Fig. 7: HBV-mediated translocations lead to recurrent loss of tumour suppressor gene ARID1A.

a In HCC tumour SA501481, the Illumina paired-end data (short-reads in red) shows two clusters, one on chromosome 1 and another on chromosome 9, which point to both extremes of an HBV insertion. The copy number (CN) plot at the top shows the total (gold line) and minor (grey line) chromosomes’ copy number profiles. The CN plot reveals two telomeric deletions associated with HBV events, one that removes 57.2 Mb on 1p, including one copy of the ARID1A tumour suppressor gene, and a second deletion that removes 21.2 Mb on 9p.
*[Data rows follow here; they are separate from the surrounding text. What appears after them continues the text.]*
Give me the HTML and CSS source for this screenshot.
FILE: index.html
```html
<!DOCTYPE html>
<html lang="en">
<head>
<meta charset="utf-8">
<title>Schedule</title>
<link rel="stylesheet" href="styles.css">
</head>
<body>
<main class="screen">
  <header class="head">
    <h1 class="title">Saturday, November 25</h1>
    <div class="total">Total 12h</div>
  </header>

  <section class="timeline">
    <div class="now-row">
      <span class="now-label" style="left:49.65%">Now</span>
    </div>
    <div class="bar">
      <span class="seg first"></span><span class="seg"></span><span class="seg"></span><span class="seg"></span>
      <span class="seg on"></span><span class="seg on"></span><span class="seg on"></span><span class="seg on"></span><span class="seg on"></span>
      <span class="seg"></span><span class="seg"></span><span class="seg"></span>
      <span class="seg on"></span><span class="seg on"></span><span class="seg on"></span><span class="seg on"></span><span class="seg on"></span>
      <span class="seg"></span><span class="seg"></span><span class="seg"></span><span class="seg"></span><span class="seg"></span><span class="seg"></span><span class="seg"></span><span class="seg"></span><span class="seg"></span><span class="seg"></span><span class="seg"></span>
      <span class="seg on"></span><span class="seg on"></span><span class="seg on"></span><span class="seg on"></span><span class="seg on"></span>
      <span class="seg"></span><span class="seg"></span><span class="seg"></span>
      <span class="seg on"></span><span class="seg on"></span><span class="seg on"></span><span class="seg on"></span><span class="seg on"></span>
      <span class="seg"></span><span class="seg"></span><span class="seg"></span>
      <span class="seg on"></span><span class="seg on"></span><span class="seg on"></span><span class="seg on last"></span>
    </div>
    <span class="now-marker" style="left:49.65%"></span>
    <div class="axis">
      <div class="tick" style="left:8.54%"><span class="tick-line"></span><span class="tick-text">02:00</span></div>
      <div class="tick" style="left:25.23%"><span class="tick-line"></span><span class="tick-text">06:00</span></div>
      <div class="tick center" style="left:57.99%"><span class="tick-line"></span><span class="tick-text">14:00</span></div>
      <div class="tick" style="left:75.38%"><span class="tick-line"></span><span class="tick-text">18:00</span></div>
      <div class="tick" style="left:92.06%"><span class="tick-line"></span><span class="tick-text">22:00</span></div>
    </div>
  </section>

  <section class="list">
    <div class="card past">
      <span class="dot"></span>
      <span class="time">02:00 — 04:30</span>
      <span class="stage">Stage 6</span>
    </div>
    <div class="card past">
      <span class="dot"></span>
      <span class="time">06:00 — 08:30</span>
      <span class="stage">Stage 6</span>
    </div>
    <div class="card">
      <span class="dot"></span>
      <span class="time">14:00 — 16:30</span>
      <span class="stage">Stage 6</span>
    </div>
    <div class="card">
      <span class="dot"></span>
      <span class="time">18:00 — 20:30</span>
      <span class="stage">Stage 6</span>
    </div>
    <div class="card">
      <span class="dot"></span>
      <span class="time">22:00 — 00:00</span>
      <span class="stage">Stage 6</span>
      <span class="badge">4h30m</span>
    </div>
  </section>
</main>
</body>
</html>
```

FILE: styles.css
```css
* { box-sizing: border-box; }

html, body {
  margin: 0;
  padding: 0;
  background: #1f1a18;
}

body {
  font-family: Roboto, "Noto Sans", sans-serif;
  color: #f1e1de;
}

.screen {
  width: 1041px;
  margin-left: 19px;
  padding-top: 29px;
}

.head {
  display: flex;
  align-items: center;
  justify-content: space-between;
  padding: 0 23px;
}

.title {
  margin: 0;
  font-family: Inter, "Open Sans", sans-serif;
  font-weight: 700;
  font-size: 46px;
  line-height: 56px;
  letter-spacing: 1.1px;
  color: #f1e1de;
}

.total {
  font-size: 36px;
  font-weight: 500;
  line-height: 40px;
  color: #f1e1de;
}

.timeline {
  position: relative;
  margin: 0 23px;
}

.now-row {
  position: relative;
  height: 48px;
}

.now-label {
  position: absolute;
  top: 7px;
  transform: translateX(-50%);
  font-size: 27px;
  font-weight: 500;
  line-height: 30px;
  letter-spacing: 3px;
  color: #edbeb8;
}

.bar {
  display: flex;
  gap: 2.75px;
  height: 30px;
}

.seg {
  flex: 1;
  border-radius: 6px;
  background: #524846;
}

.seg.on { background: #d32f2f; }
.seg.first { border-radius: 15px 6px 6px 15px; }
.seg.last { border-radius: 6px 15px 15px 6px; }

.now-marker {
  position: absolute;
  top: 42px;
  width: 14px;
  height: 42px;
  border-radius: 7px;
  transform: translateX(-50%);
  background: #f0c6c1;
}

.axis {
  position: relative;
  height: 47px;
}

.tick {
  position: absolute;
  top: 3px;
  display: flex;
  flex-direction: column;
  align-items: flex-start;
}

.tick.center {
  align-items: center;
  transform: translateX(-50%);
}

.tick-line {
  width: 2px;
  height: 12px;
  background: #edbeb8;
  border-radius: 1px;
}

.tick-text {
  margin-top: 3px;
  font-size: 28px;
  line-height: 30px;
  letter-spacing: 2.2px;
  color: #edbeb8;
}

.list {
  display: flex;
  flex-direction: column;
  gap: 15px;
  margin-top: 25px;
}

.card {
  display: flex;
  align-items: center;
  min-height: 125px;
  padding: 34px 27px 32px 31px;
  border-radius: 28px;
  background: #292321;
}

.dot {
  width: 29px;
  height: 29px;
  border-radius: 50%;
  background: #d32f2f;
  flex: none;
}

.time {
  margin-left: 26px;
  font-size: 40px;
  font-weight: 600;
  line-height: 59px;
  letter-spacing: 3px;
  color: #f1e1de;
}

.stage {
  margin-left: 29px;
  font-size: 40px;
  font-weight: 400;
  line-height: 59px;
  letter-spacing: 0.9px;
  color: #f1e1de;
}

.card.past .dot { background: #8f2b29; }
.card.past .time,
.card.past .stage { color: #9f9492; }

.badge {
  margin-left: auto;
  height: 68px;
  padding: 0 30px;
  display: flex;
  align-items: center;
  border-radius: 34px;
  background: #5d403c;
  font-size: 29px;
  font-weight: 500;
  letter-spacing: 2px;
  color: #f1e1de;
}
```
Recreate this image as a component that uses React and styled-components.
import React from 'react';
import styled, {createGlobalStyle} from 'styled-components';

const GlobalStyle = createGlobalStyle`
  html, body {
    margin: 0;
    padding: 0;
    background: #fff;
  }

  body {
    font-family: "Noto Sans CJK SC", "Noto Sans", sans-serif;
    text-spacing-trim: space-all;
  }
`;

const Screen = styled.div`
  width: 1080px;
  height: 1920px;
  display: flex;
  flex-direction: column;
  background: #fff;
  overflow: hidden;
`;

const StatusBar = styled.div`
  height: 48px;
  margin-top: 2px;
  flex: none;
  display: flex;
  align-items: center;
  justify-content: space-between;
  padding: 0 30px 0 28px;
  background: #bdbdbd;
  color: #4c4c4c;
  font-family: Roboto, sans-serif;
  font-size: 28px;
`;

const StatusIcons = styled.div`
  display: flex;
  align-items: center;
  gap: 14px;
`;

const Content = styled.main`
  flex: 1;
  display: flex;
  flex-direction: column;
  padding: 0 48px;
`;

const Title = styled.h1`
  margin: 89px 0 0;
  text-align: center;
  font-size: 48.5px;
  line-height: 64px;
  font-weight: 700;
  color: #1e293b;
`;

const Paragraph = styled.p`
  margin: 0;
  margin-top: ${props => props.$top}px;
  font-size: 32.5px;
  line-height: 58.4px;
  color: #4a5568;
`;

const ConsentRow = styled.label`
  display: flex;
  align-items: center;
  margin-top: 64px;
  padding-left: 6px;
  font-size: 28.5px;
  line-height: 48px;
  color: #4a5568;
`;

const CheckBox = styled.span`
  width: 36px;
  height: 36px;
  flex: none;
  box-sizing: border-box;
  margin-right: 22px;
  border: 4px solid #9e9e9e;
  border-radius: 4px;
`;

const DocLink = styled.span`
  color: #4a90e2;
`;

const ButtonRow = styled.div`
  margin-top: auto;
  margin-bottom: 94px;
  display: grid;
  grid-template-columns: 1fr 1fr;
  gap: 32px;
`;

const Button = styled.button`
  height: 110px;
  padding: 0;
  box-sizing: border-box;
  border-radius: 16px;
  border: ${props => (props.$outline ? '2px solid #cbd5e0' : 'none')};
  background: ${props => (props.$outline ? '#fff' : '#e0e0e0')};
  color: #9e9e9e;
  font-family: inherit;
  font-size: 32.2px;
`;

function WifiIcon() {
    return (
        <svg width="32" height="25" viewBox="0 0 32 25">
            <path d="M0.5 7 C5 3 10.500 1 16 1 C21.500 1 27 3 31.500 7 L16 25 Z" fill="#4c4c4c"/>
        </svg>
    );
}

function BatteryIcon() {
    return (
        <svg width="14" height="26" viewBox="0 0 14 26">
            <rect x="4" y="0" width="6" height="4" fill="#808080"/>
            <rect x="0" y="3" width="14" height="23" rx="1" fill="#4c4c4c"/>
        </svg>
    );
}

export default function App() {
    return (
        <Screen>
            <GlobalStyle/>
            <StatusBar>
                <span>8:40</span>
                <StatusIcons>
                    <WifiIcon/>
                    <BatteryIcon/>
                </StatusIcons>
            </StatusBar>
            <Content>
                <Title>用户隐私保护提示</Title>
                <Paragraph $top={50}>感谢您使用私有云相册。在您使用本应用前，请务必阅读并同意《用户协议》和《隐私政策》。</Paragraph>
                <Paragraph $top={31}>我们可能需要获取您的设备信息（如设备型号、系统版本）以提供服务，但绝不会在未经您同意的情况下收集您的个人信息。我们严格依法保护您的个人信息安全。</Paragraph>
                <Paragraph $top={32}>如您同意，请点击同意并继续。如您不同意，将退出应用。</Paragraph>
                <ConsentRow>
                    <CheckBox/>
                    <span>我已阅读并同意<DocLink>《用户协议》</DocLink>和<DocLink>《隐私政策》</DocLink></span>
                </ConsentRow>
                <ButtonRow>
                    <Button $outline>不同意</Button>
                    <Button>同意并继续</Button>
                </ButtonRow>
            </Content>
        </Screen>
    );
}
Note the CN plot from chromosome 1 is flipped for illustrative purposes. The long-read plot shows a 2688 bp HBV insertion that bridges an interchromosomal rearrangement between chromosomes 1p and 9p. The configuration of the rearrangement predicts the formation of a dicentric chromosome (Fig. 3b). b A similar scenario, in tumour SA501424, where an HBV DNA insertion induces an interchromosomal translocation between chromosomes 1 and 11. The Illumina paired-end data (short-reads in red) shows two single clusters, one on chromosome 1 and another on chromosome 11, which point to both extremes of an HBV insertion. The CN plot at the top reveals a 31.5 Mb telomeric deletion on 1p associated with the HBV insertion event (note that the CN plot from chromosome 1 is flipped for illustrative purposes). Here, the associated telomeric deletion on chromosome 1 removes one copy of tumour suppressor gene ARID1A. The long-read alignment plot demonstrates an interchromosomal rearrangement between chromosomes 1 and 11 mediated by an HBV insertion. The long-reads used to construct the long-read plots are annotated in Supplementary Table 1.